Avro schema is stored in a file along with the data. Thus, if the program reading the data expects a different schema this can be easily resolved by setting the avro.input.schema.key
in the Spark application, since the schemas of Avro writer and reader are both present.
The data ingestion steps would differ depending on the dataset structure/type.
Pre-processing and feature extraction
The feature extraction step consists of a sequence of Spark ML
transformers intended to produce numerical feature vectors
as a dataframe column. The resulting dataframe is fed to Spark ML k-means estimator, later used to calculate the all-pairs join, and subsequently during the graph analysis step with GraphFrames
.
Types of features
- Bag-of-words and the N-gram
- Term frequency and inverse document frequency (TF-IDF)
- Minhash features
Different types of text features has been found to perform better for each type of simialrity measures. For instance, TF-IDF (small granularity N gram) +truncated SVD is best suited for cosine similarity calcualtions. Jaccard similarity perofrms best with unweighted features (i.e. MinHash or TF), larger N gram granularity is preferred for the latter.
Dimension reduction
Singular value decomposition (SVD) is applied to the TF-IDF document-feature matrix to extract concepts which are most relevant for classification.
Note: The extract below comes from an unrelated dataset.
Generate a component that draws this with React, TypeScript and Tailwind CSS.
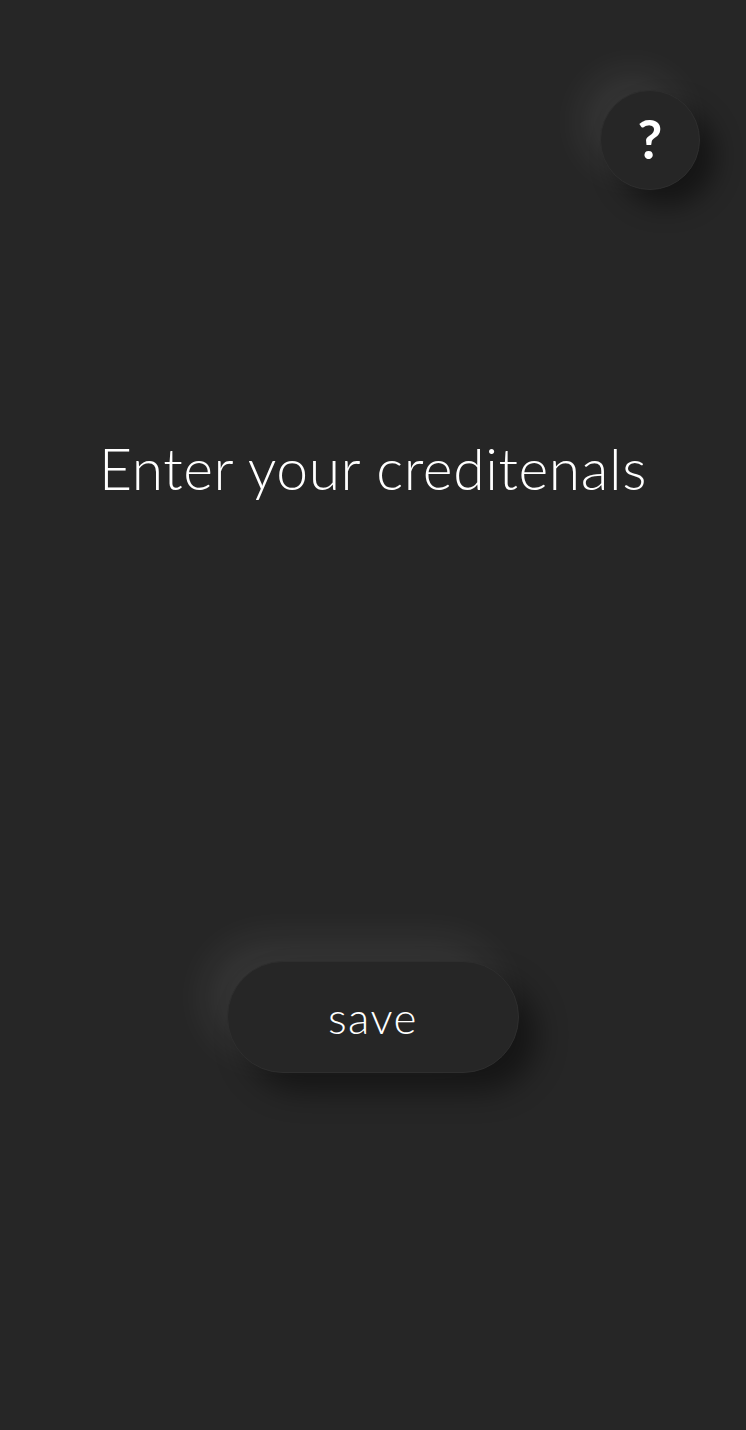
const App = () => {
  return (
    <div
      className="min-h-[1430px] w-full bg-[#262626] flex flex-col text-white"
      style={{ fontFamily: "Lato, 'Open Sans', sans-serif" }}
    >
      <div className="flex justify-end pt-[90px] pr-[46px]">
        <button className="w-[100px] h-[100px] rounded-full bg-[#262626] border border-[#2e2e2e] flex items-center justify-center text-[54px] font-bold leading-none shadow-[-18px_-18px_40px_rgba(255,255,255,0.08),16px_16px_26px_rgba(0,0,0,0.45)]">
          <span className="-mt-[2px]">?</span>
        </button>
      </div>
      <h1 className="mt-[250px] text-center text-[57px] font-light leading-none tracking-[0.6px]">
        Enter your creditenals
      </h1>
      <div className="flex justify-center mt-[464px]">
        <button className="w-[292px] h-[112px] rounded-full bg-[#262626] border border-[#2e2e2e] text-[44px] font-light tracking-[1.5px] shadow-[-20px_-20px_44px_rgba(255,255,255,0.08),18px_18px_30px_rgba(0,0,0,0.45)]">
          save
        </button>
      </div>
    </div>
  );
};

export default App;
Candidate selection and clustering
Focusing on the document vectors which are likely to be highly similar is essential for all-pairs comparison at scale.
Modern studies employ variations of nearest-neighbor search, locality sensitive hashing, as well as sampling techniques to select a subset of rows of TF-IDF matrix based on the sparsity [DIMSUM].
Our approach currently utilizes k-means clustering to identify groups of documents which are likely to belong to the same diffusion topic, reducing the number of comparisons in the all-pairs similarity join calculation. In addition, LSH
and BucketedrandomProjectionLSH
are being added based on Spark ML
implementation.
Document similarity calculation
We consider Jaccard, Cosine, manhattan and Hamming distances. We convert those to similarities assuming inverse proportionality, and re-scale all similarities to a common range, adding an extra additive term in the denominator serves as a regularization
parameter for the case of identical vectors.
Exploratory analysis: histogramming and plotting
Histogrammar [http://histogrammar.org/docs/] is a suite of data aggregation primitives for making histograms, calculating descriptive statistics and plotting. A few composable functions can generate many different types of plots, and these functions are reimplemented in multiple languages and serialized to JSON for cross-platform compatibility. Histogrammar allows to aggregate data using cross-platform, functional primitives, summarizing a large dataset with discretized distributions, using lambda functions and composition rather than a restrictive set of histogram types.
To use Histogrammar in the Spark shell, you don’t have to download anything. Just start Spark with
spark-shell --packages "org.diana-hep:histogrammar_2.11:1.0.4"
and call
import org.dianahep.histogrammar._
on the Spark prompt. For plotting with Bokeh, include org.diana-hep:histogrammar-bokeh_2.11:1.0.4
and for interaction with Spark-SQL, include org.diana-hep:histogrammar-sparksql_2.11:1.0.4
.
Reformulating the problem as a network (graph) problem
Some policy diffusion questions are easier answered if the problem is formulated as a graph analysis problem. The dataframe output of the document similarity step is mapped onto a weighted undirected graph, considering each unique legislative proposal as a node and a presence of a document with similarity above a certain threshold as an edge with a weight attribute equal to the similarity.
The PageRank and Dijkstra minimum cost path algorithms are applied to detect events of policy diffusion and the most influential states. A GraphFrame is constructed using two dataframes (a dataframe of nodes and an edge dataframe), allowing to easily integrate the graph processing step into the pipeline along with Spark ML, without a need to move the results of previous steps manually and feeding them to the graph processing module from an intermediate sink, like with isolated graph analysis systems.